## Your instructions
Filter the listing and keep only the lines with the word "screenshot".
━━━━━ Data provided ━━━━━
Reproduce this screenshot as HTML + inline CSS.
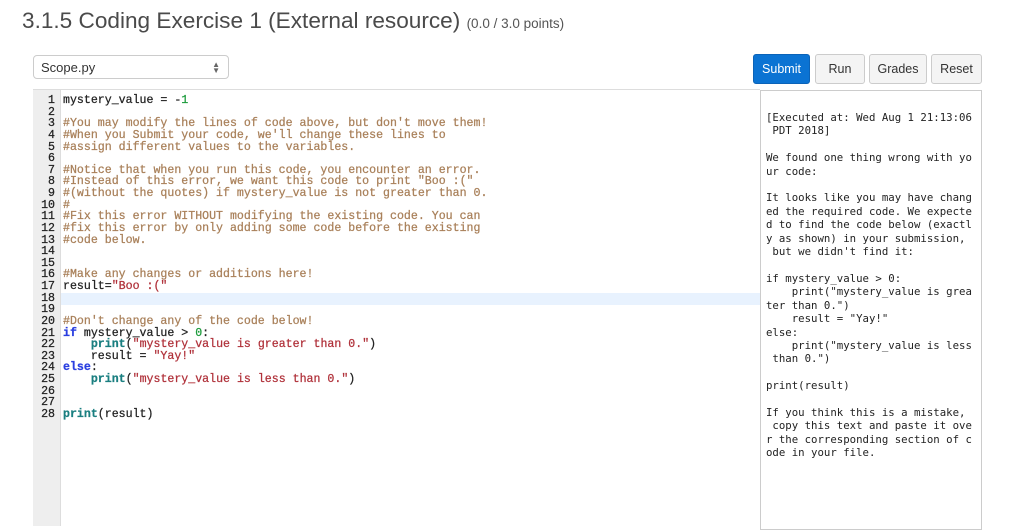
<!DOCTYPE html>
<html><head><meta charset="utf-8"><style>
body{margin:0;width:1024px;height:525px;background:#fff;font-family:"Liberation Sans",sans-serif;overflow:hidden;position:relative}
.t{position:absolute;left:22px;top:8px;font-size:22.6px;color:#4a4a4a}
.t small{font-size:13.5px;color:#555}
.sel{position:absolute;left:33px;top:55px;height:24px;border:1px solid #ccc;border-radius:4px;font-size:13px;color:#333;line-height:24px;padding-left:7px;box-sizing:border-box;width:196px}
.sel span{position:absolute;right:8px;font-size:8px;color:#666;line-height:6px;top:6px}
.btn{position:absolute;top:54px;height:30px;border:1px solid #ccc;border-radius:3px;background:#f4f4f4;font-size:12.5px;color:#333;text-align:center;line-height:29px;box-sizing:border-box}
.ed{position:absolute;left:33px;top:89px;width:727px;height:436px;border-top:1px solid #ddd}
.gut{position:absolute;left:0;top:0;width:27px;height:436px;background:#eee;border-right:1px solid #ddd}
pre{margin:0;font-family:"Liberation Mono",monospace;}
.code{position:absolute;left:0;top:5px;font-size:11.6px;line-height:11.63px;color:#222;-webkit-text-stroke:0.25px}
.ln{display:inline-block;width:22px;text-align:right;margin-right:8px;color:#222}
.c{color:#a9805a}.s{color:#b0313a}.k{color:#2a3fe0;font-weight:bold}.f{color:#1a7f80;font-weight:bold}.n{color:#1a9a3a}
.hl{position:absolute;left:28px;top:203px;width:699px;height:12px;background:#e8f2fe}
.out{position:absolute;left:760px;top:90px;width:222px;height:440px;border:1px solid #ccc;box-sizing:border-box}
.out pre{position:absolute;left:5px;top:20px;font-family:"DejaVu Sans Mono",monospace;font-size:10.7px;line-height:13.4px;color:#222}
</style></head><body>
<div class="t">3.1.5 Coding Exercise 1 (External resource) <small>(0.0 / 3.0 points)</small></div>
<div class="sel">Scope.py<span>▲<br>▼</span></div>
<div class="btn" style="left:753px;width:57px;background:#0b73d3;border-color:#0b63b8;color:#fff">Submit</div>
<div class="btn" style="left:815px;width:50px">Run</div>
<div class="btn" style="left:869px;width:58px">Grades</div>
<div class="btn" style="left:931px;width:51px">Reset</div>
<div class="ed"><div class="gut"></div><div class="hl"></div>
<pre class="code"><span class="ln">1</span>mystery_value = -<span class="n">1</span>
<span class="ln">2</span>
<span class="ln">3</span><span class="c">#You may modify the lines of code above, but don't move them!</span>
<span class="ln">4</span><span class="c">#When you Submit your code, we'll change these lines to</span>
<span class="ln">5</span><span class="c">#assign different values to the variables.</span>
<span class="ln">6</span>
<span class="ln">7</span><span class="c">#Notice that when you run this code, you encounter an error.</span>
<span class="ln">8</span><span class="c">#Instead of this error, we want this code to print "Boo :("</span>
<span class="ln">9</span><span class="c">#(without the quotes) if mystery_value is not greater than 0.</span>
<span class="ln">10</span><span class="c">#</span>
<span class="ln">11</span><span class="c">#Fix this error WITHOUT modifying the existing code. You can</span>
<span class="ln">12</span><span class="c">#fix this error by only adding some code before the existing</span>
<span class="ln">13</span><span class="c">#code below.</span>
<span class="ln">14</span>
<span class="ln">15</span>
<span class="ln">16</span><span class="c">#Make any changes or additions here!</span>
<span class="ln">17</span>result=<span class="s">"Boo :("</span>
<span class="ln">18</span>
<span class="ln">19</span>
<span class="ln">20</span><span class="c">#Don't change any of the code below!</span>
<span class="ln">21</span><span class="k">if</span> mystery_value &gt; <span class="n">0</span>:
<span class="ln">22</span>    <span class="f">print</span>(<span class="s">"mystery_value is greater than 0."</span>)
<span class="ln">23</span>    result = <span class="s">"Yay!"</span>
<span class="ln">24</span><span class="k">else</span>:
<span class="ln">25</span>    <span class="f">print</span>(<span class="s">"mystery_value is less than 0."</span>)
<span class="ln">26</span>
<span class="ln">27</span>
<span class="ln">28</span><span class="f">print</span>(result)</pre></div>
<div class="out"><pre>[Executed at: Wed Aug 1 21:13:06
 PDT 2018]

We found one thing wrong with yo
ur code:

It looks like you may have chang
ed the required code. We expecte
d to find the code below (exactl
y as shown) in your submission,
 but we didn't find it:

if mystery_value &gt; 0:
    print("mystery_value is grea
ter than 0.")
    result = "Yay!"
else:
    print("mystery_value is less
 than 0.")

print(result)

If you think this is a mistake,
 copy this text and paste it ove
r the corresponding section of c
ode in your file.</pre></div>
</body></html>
━━━━━
━━━━━ Data provided ━━━━━
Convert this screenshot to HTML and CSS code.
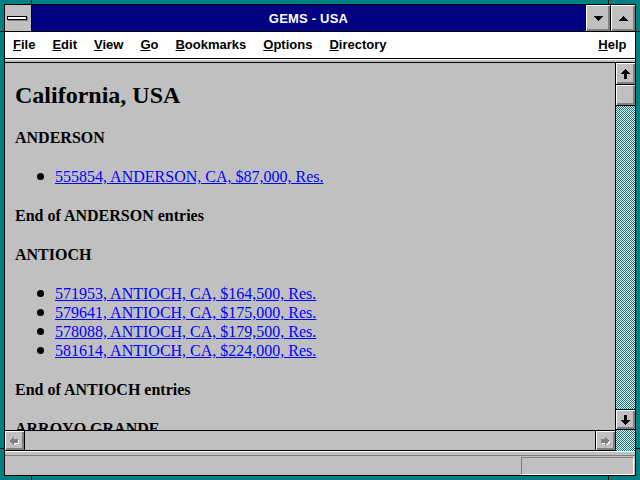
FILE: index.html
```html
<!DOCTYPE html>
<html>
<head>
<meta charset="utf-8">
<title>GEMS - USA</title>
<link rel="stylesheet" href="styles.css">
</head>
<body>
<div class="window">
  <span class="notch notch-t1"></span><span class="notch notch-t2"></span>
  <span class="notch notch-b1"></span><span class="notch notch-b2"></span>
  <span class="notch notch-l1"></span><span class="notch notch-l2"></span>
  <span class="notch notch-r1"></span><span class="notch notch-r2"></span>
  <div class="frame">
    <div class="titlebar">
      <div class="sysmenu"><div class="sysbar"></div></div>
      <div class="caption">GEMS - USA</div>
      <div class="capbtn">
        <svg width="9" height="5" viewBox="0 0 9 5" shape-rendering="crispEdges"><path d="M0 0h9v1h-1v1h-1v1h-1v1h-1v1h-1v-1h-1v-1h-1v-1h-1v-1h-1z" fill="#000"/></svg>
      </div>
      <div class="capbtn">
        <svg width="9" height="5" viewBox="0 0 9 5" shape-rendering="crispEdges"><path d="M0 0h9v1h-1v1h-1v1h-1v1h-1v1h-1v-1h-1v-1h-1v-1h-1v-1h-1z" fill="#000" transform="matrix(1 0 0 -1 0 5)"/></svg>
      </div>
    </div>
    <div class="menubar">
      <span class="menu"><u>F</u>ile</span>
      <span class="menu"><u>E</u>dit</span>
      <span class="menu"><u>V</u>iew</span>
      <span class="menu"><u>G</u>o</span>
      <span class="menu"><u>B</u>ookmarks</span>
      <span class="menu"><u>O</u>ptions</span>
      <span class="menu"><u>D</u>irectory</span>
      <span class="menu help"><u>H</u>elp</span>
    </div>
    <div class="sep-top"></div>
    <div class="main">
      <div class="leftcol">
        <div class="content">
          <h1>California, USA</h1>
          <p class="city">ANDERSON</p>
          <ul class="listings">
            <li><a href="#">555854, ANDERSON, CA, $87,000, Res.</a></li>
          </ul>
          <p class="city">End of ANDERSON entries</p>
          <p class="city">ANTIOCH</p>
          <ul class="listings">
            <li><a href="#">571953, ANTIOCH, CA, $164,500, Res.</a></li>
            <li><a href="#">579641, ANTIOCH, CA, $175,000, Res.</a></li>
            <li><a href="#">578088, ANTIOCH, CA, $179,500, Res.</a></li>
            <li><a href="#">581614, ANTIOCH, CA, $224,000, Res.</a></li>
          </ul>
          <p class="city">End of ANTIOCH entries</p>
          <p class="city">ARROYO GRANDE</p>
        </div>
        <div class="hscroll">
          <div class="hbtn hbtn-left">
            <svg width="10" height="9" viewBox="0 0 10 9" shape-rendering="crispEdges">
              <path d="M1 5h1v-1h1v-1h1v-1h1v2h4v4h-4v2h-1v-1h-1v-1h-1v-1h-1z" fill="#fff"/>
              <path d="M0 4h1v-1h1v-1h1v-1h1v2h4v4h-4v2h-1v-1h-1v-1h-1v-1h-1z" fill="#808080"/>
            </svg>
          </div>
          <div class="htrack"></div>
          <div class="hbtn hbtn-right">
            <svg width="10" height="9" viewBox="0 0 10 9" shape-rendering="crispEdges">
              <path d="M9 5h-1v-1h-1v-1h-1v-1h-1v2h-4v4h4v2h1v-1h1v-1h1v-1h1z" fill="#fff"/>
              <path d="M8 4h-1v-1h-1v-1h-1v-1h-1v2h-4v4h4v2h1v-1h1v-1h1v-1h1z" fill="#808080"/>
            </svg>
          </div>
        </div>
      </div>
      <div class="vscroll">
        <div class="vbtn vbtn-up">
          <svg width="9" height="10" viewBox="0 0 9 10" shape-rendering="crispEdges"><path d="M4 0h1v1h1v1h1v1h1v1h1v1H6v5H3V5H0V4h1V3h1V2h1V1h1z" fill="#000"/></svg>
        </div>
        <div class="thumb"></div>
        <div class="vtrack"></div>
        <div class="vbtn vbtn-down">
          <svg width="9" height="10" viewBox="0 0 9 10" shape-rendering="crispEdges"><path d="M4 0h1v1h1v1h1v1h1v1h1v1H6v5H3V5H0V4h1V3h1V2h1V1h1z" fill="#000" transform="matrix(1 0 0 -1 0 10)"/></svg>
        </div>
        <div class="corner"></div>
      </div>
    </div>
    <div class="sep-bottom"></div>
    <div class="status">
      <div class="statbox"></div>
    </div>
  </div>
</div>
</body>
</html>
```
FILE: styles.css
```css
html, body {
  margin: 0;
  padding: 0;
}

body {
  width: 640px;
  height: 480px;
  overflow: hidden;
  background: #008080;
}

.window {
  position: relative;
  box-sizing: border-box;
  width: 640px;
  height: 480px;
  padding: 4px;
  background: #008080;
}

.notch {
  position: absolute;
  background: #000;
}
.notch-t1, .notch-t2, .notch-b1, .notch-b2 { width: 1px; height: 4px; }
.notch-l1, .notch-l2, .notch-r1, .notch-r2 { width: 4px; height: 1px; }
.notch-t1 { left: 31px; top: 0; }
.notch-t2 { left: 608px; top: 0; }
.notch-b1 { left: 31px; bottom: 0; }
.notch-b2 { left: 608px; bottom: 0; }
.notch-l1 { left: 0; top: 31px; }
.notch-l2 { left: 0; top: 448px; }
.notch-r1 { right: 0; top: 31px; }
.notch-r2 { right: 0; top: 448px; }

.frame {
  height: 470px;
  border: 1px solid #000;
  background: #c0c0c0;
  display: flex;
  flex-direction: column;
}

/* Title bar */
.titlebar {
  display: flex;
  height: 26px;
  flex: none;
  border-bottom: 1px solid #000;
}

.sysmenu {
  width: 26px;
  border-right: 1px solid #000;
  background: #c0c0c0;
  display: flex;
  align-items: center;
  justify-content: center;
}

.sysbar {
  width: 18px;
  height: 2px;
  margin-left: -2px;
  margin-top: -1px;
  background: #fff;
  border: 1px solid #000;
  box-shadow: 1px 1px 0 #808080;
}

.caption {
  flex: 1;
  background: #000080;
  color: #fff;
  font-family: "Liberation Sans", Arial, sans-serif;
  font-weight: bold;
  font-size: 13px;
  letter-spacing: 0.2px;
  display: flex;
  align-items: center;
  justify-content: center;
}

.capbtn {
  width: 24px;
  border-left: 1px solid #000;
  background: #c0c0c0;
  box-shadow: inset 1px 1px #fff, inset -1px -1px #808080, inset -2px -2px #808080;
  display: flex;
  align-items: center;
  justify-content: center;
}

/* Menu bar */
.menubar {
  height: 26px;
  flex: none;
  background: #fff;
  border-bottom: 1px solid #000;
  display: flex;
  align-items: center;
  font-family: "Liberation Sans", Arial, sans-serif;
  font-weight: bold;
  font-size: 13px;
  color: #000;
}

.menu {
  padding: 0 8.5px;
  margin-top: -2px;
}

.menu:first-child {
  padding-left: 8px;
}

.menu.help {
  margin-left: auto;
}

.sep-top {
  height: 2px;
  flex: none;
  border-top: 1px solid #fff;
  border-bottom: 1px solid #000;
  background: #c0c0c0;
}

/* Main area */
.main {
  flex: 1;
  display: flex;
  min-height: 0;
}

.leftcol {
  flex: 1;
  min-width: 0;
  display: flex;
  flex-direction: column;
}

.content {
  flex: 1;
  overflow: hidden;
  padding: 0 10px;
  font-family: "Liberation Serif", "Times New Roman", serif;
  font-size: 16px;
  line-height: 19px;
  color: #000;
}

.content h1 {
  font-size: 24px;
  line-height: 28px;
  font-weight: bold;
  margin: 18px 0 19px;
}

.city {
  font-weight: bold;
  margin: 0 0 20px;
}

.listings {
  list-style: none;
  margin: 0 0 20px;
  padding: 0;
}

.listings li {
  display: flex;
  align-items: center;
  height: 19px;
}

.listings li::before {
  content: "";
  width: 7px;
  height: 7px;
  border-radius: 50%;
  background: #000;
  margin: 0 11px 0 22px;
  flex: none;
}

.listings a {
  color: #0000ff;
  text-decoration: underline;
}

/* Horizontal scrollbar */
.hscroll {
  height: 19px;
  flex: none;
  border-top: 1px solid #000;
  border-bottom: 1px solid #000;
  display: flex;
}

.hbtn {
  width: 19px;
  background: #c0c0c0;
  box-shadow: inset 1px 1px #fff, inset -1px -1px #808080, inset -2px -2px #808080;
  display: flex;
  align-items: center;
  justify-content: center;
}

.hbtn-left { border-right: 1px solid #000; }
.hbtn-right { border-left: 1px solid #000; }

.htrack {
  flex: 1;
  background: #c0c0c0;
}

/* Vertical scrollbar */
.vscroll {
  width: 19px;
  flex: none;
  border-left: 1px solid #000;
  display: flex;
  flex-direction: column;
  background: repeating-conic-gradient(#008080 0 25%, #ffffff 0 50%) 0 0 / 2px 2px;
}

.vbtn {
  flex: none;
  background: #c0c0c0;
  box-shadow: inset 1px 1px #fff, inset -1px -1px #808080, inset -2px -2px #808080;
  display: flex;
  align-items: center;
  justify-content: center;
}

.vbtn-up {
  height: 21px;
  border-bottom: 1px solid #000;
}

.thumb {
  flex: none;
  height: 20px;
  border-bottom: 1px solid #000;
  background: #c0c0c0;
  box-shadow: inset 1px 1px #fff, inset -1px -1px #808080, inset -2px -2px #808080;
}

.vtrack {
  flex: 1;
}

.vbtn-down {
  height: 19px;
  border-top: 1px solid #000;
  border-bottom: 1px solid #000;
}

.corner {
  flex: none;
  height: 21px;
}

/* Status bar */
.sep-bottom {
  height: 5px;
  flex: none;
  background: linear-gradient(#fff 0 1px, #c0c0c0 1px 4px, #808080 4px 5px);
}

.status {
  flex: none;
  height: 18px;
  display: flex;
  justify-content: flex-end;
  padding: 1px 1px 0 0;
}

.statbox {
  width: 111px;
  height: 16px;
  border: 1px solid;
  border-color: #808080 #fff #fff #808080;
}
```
━━━━━
## Answer to the exercise
Reproduce this screenshot as HTML + inline CSS.
Convert this screenshot to HTML and CSS code.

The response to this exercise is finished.